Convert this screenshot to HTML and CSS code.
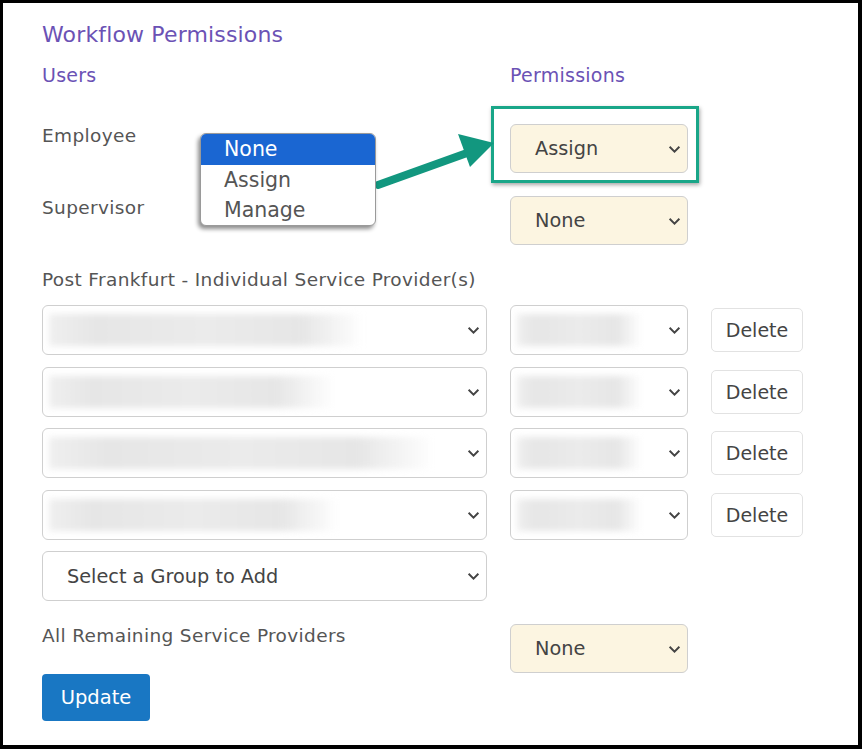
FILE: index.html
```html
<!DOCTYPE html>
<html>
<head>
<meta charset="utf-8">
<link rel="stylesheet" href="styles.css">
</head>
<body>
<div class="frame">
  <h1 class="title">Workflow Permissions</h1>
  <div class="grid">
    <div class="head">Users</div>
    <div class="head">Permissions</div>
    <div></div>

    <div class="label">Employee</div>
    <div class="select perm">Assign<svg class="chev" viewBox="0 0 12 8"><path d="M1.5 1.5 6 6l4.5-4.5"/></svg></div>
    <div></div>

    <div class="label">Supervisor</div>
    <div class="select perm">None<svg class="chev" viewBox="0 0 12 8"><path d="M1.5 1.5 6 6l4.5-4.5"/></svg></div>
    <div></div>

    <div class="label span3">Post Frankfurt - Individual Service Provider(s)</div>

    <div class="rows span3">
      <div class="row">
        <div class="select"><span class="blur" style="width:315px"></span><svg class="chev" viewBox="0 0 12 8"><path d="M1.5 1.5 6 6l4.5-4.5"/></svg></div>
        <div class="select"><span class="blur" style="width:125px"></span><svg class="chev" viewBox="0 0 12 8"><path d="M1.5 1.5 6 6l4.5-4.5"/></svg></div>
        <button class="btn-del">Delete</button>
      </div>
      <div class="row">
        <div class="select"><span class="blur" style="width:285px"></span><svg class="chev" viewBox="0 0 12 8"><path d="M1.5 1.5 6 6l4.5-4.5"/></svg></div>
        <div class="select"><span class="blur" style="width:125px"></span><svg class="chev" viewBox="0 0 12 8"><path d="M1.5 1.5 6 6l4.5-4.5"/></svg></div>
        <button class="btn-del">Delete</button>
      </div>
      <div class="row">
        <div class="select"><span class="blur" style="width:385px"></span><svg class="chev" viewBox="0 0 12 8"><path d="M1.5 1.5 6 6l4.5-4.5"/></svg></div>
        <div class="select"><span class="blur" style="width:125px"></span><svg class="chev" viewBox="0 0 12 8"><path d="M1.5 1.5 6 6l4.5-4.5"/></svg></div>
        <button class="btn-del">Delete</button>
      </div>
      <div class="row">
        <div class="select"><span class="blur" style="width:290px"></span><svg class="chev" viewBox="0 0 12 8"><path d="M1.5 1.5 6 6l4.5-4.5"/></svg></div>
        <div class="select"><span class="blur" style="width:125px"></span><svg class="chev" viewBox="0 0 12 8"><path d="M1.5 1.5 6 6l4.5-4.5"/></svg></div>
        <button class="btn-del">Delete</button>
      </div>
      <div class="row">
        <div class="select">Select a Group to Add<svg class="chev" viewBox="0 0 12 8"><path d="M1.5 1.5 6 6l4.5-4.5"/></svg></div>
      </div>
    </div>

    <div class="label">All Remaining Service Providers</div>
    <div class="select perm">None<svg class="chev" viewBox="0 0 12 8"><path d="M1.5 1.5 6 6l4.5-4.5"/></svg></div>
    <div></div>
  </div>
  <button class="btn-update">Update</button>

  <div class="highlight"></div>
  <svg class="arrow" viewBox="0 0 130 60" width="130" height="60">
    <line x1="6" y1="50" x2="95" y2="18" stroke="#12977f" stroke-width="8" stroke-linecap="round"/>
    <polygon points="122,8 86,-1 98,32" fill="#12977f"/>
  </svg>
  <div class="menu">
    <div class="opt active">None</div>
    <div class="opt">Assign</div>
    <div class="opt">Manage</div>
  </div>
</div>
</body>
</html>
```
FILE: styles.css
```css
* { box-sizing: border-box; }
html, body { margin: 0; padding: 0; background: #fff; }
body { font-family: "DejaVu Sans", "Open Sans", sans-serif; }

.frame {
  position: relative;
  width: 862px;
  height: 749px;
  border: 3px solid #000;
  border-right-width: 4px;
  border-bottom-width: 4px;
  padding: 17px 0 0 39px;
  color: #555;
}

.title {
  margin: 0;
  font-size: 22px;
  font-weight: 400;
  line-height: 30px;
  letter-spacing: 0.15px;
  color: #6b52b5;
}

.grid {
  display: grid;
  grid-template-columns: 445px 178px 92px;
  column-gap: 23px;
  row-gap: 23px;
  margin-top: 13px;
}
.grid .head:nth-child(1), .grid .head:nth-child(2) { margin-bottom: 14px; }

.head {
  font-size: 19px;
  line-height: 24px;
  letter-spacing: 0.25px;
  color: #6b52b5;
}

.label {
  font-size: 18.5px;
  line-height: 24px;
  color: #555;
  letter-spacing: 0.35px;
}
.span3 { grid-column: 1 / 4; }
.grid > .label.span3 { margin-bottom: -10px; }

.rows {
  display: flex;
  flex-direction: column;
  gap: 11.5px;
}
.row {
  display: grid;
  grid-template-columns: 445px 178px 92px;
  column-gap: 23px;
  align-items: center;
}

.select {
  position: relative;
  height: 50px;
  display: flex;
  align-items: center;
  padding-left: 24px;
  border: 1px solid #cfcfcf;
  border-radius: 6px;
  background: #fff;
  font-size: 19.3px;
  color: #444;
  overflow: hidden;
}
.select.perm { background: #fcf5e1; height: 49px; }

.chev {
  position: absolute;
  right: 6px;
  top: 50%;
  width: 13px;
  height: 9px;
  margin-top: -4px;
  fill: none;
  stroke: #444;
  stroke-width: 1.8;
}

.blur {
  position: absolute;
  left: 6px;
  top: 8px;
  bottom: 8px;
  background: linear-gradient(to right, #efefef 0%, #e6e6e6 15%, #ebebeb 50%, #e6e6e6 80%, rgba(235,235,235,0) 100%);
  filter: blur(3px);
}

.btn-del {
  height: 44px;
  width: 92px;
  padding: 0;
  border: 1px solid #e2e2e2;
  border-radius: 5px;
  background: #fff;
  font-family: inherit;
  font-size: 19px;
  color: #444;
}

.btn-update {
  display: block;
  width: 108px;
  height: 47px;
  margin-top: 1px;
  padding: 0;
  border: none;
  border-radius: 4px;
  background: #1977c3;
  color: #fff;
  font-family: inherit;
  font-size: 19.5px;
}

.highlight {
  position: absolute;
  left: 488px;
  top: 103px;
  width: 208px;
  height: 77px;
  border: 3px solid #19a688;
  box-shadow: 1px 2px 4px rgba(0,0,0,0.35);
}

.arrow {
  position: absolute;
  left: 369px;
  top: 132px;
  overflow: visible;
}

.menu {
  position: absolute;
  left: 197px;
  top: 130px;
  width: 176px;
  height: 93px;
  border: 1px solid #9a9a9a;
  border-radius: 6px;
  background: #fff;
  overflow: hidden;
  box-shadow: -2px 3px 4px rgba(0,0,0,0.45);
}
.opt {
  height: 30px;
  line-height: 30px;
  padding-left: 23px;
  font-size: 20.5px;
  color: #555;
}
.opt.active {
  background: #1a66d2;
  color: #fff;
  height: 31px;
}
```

- **WHAT THE TASK REQUIRES**
Send back the data above word for word, with the pictures left out.

- **RESPONSE**
Convert this screenshot to HTML and CSS code.
FILE: index.html
```html
<!DOCTYPE html>
<html>
<head>
<meta charset="utf-8">
<link rel="stylesheet" href="styles.css">
</head>
<body>
<div class="frame">
  <h1 class="title">Workflow Permissions</h1>
  <div class="grid">
    <div class="head">Users</div>
    <div class="head">Permissions</div>
    <div></div>

    <div class="label">Employee</div>
    <div class="select perm">Assign<svg class="chev" viewBox="0 0 12 8"><path d="M1.5 1.5 6 6l4.5-4.5"/></svg></div>
    <div></div>

    <div class="label">Supervisor</div>
    <div class="select perm">None<svg class="chev" viewBox="0 0 12 8"><path d="M1.5 1.5 6 6l4.5-4.5"/></svg></div>
    <div></div>

    <div class="label span3">Post Frankfurt - Individual Service Provider(s)</div>

    <div class="rows span3">
      <div class="row">
        <div class="select"><span class="blur" style="width:315px"></span><svg class="chev" viewBox="0 0 12 8"><path d="M1.5 1.5 6 6l4.5-4.5"/></svg></div>
        <div class="select"><span class="blur" style="width:125px"></span><svg class="chev" viewBox="0 0 12 8"><path d="M1.5 1.5 6 6l4.5-4.5"/></svg></div>
        <button class="btn-del">Delete</button>
      </div>
      <div class="row">
        <div class="select"><span class="blur" style="width:285px"></span><svg class="chev" viewBox="0 0 12 8"><path d="M1.5 1.5 6 6l4.5-4.5"/></svg></div>
        <div class="select"><span class="blur" style="width:125px"></span><svg class="chev" viewBox="0 0 12 8"><path d="M1.5 1.5 6 6l4.5-4.5"/></svg></div>
        <button class="btn-del">Delete</button>
      </div>
      <div class="row">
        <div class="select"><span class="blur" style="width:385px"></span><svg class="chev" viewBox="0 0 12 8"><path d="M1.5 1.5 6 6l4.5-4.5"/></svg></div>
        <div class="select"><span class="blur" style="width:125px"></span><svg class="chev" viewBox="0 0 12 8"><path d="M1.5 1.5 6 6l4.5-4.5"/></svg></div>
        <button class="btn-del">Delete</button>
      </div>
      <div class="row">
        <div class="select"><span class="blur" style="width:290px"></span><svg class="chev" viewBox="0 0 12 8"><path d="M1.5 1.5 6 6l4.5-4.5"/></svg></div>
        <div class="select"><span class="blur" style="width:125px"></span><svg class="chev" viewBox="0 0 12 8"><path d="M1.5 1.5 6 6l4.5-4.5"/></svg></div>
        <button class="btn-del">Delete</button>
      </div>
      <div class="row">
        <div class="select">Select a Group to Add<svg class="chev" viewBox="0 0 12 8"><path d="M1.5 1.5 6 6l4.5-4.5"/></svg></div>
      </div>
    </div>

    <div class="label">All Remaining Service Providers</div>
    <div class="select perm">None<svg class="chev" viewBox="0 0 12 8"><path d="M1.5 1.5 6 6l4.5-4.5"/></svg></div>
    <div></div>
  </div>
  <button class="btn-update">Update</button>

  <div class="highlight"></div>
  <svg class="arrow" viewBox="0 0 130 60" width="130" height="60">
    <line x1="6" y1="50" x2="95" y2="18" stroke="#12977f" stroke-width="8" stroke-linecap="round"/>
    <polygon points="122,8 86,-1 98,32" fill="#12977f"/>
  </svg>
  <div class="menu">
    <div class="opt active">None</div>
    <div class="opt">Assign</div>
    <div class="opt">Manage</div>
  </div>
</div>
</body>
</html>
```
FILE: styles.css
```css
* { box-sizing: border-box; }
html, body { margin: 0; padding: 0; background: #fff; }
body { font-family: "DejaVu Sans", "Open Sans", sans-serif; }

.frame {
  position: relative;
  width: 862px;
  height: 749px;
  border: 3px solid #000;
  border-right-width: 4px;
  border-bottom-width: 4px;
  padding: 17px 0 0 39px;
  color: #555;
}

.title {
  margin: 0;
  font-size: 22px;
  font-weight: 400;
  line-height: 30px;
  letter-spacing: 0.15px;
  color: #6b52b5;
}

.grid {
  display: grid;
  grid-template-columns: 445px 178px 92px;
  column-gap: 23px;
  row-gap: 23px;
  margin-top: 13px;
}
.grid .head:nth-child(1), .grid .head:nth-child(2) { margin-bottom: 14px; }

.head {
  font-size: 19px;
  line-height: 24px;
  letter-spacing: 0.25px;
  color: #6b52b5;
}

.label {
  font-size: 18.5px;
  line-height: 24px;
  color: #555;
  letter-spacing: 0.35px;
}
.span3 { grid-column: 1 / 4; }
.grid > .label.span3 { margin-bottom: -10px; }

.rows {
  display: flex;
  flex-direction: column;
  gap: 11.5px;
}
.row {
  display: grid;
  grid-template-columns: 445px 178px 92px;
  column-gap: 23px;
  align-items: center;
}

.select {
  position: relative;
  height: 50px;
  display: flex;
  align-items: center;
  padding-left: 24px;
  border: 1px solid #cfcfcf;
  border-radius: 6px;
  background: #fff;
  font-size: 19.3px;
  color: #444;
  overflow: hidden;
}
.select.perm { background: #fcf5e1; height: 49px; }

.chev {
  position: absolute;
  right: 6px;
  top: 50%;
  width: 13px;
  height: 9px;
  margin-top: -4px;
  fill: none;
  stroke: #444;
  stroke-width: 1.8;
}

.blur {
  position: absolute;
  left: 6px;
  top: 8px;
  bottom: 8px;
  background: linear-gradient(to right, #efefef 0%, #e6e6e6 15%, #ebebeb 50%, #e6e6e6 80%, rgba(235,235,235,0) 100%);
  filter: blur(3px);
}

.btn-del {
  height: 44px;
  width: 92px;
  padding: 0;
  border: 1px solid #e2e2e2;
  border-radius: 5px;
  background: #fff;
  font-family: inherit;
  font-size: 19px;
  color: #444;
}

.btn-update {
  display: block;
  width: 108px;
  height: 47px;
  margin-top: 1px;
  padding: 0;
  border: none;
  border-radius: 4px;
  background: #1977c3;
  color: #fff;
  font-family: inherit;
  font-size: 19.5px;
}

.highlight {
  position: absolute;
  left: 488px;
  top: 103px;
  width: 208px;
  height: 77px;
  border: 3px solid #19a688;
  box-shadow: 1px 2px 4px rgba(0,0,0,0.35);
}

.arrow {
  position: absolute;
  left: 369px;
  top: 132px;
  overflow: visible;
}

.menu {
  position: absolute;
  left: 197px;
  top: 130px;
  width: 176px;
  height: 93px;
  border: 1px solid #9a9a9a;
  border-radius: 6px;
  background: #fff;
  overflow: hidden;
  box-shadow: -2px 3px 4px rgba(0,0,0,0.45);
}
.opt {
  height: 30px;
  line-height: 30px;
  padding-left: 23px;
  font-size: 20.5px;
  color: #555;
}
.opt.active {
  background: #1a66d2;
  color: #fff;
  height: 31px;
}
```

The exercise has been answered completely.